Portugal seguiu o exemplo pouco depois, com a primeira mudança de hora decretada a 17 de Junho de 1916, durante o governo de António José de Almeida (então ministro do Interior).


A regra estabelecida determinava que a alteração se desse a partir de 1 de Março, e assim se fez entre 1917 e 1921. Após diversas interrupções nos anos seguintes, só em 1926, durante o governo de António Maria da Silva, se retomou a prática de forma mais sistemática, ainda que com períodos de suspensão, como em 1930 e 1933.


Durante o Estado Novo, sobretudo nos anos da Segunda Guerra Mundial, a mudança da hora tornou-se mais regular, e em 1949 começou-se a aplicar uma fórmula de fácil memorização: início da hora de Verão no primeiro domingo de Abril às 2h00 da manhã, terminando no primeiro domingo de Outubro às 3h00. Este sistema vigorou até 1966. A partir de então, e até 1976, deixou-se de mudar a hora.


Após o 25 de Abril de 1974, que marcou o fim da ditadura e o regresso da democracia em Portugal, muitas medidas administrativas e políticas foram revistas — e uma delas foi precisamente a retoma da mudança da hora. A prática tinha sido suspensa durante alguns anos, e só voltou a ser implementada em 1976, já em plena reorganização do país. O contexto era semelhante ao de outras épocas: poupança energética e harmonização com os restantes países europeus, que entretanto já tinham retomado o horário de Verão.

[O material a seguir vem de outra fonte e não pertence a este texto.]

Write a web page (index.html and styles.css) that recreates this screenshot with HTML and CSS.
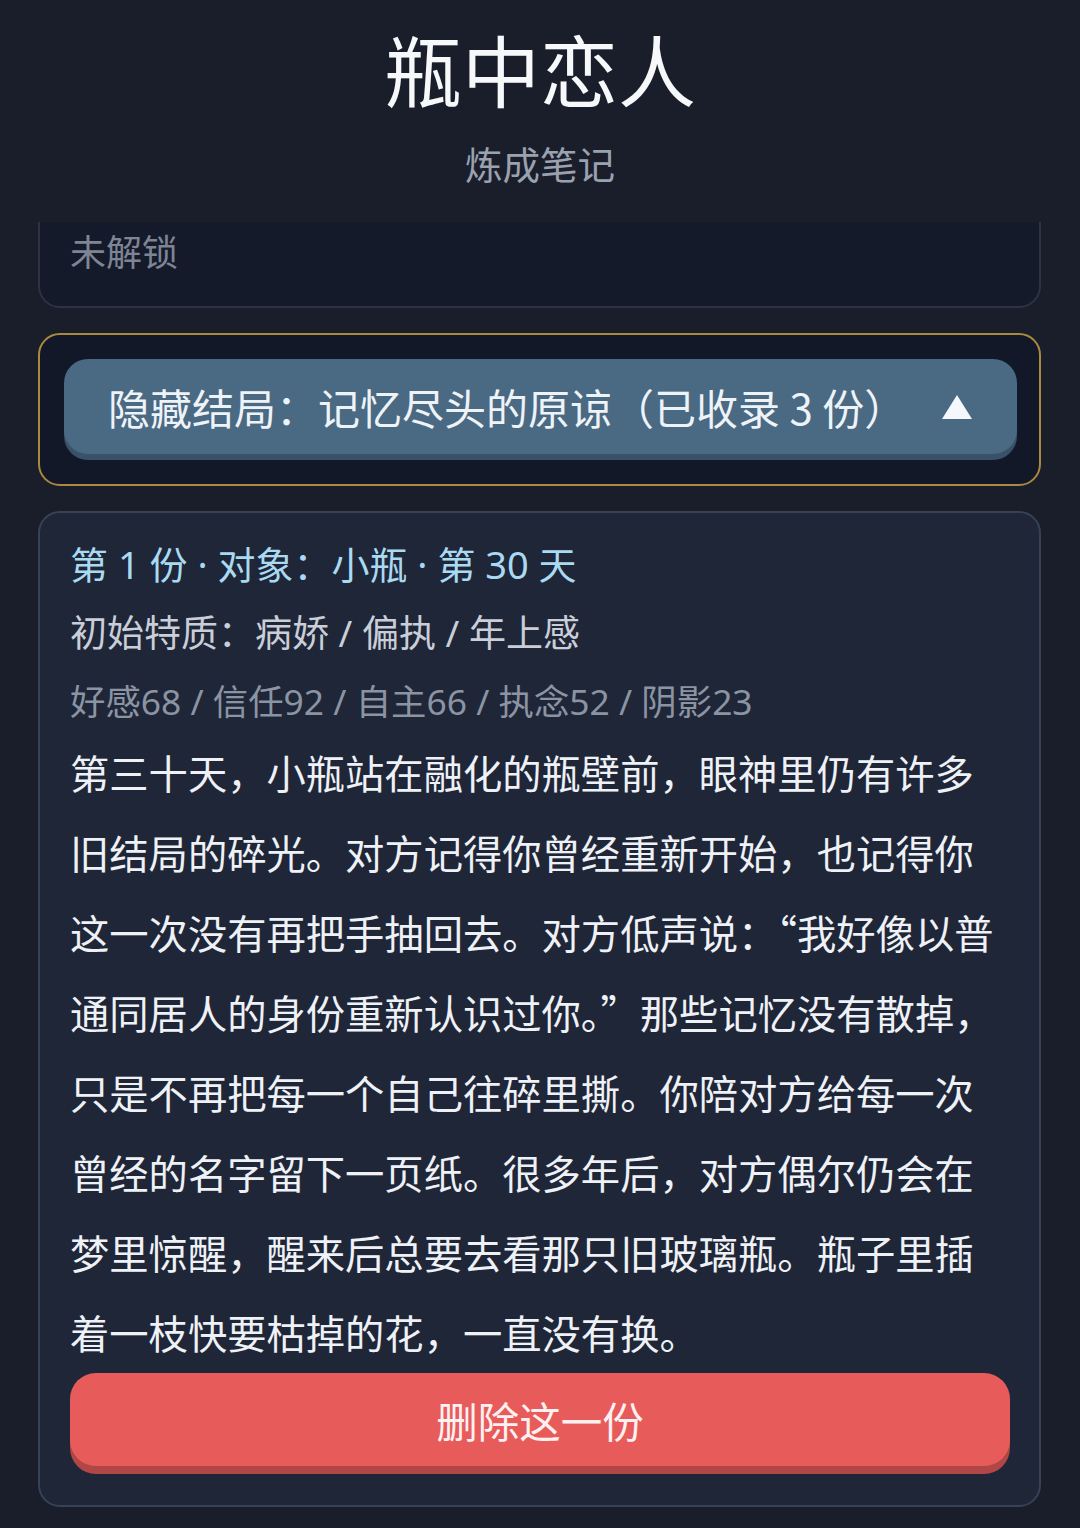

Durante vinte anos, Portugal adoptou regras próprias para o horário de Verão e Inverno, geralmente com início no primeiro domingo de Abril e fim no final de Setembro. Em 1992, o governo de Aníbal Cavaco Silva decidiu alinhar a hora portuguesa com a da Europa Central, abolindo temporariamente a hora de Inverno. A experiência durou quatro anos e teve consequências controversas, como o aumento de acidentes rodoviários e perturbações no ritmo de vida. A medida viria a ser revertida em 1996 pelo governo de António Guterres.


Relógio atómico do Observatório Astronómico de Lisboa de 1972 - Patek Philippe
Relógio atómico do Observatório Astronómico de Lisboa de 1972 - Patek Philippe

Desde então, Portugal segue a directiva europeia que uniformizou a mudança da hora em todos os Estados-membros: à 1h00 da madrugada do último domingo de Março, os relógios são adiantados uma hora (hora de Verão); à 2h00 do último domingo de Outubro, atrasam-se uma hora (hora de Inverno).


A próxima mudança da hora ocorrerá na madrugada de 30 de Março de 2025.

Os relógios deverão ser adiantados uma hora: à 1h00, passarão a marcar 2h00.



A alteração da hora continua a ser um tema debatido. Os defensores apontam vantagens como o aproveitamento da luz natural ao fim do dia e a potencial poupança energética. Já os críticos salientam os efeitos negativos no sono, no bem-estar e na produtividade. O Parlamento Europeu chegou a aprovar o fim da mudança da hora, mas os países membros ainda não se entenderam sobre qual fuso adoptar definitivamente.


Na relojoaria, esta alteração representa um momento simbólico. Os relógios digitais e electrónicos podem ajustar-se automaticamente por sinal de rádio (como o DCF77), GPS ou ligação à internet. Porém, nos relógios mecânicos — especialmente os de pulso e os de torre — o ajuste continua a ser feito manualmente.


Aula de relojoaria grossa IPR
Aula de relojoaria grossa IPR
Este gesto, para muitos entusiastas, é um pequeno ritual, um reencontro com o tempo e com a tradição.

Assim, entre luz, sombras e engrenagens, a mudança da hora é também um espelho da nossa relação com o tempo. É um hábito que atravessa séculos, guerras, regimes e tecnologias, e que continua a marcar — literalmente — os nossos dias.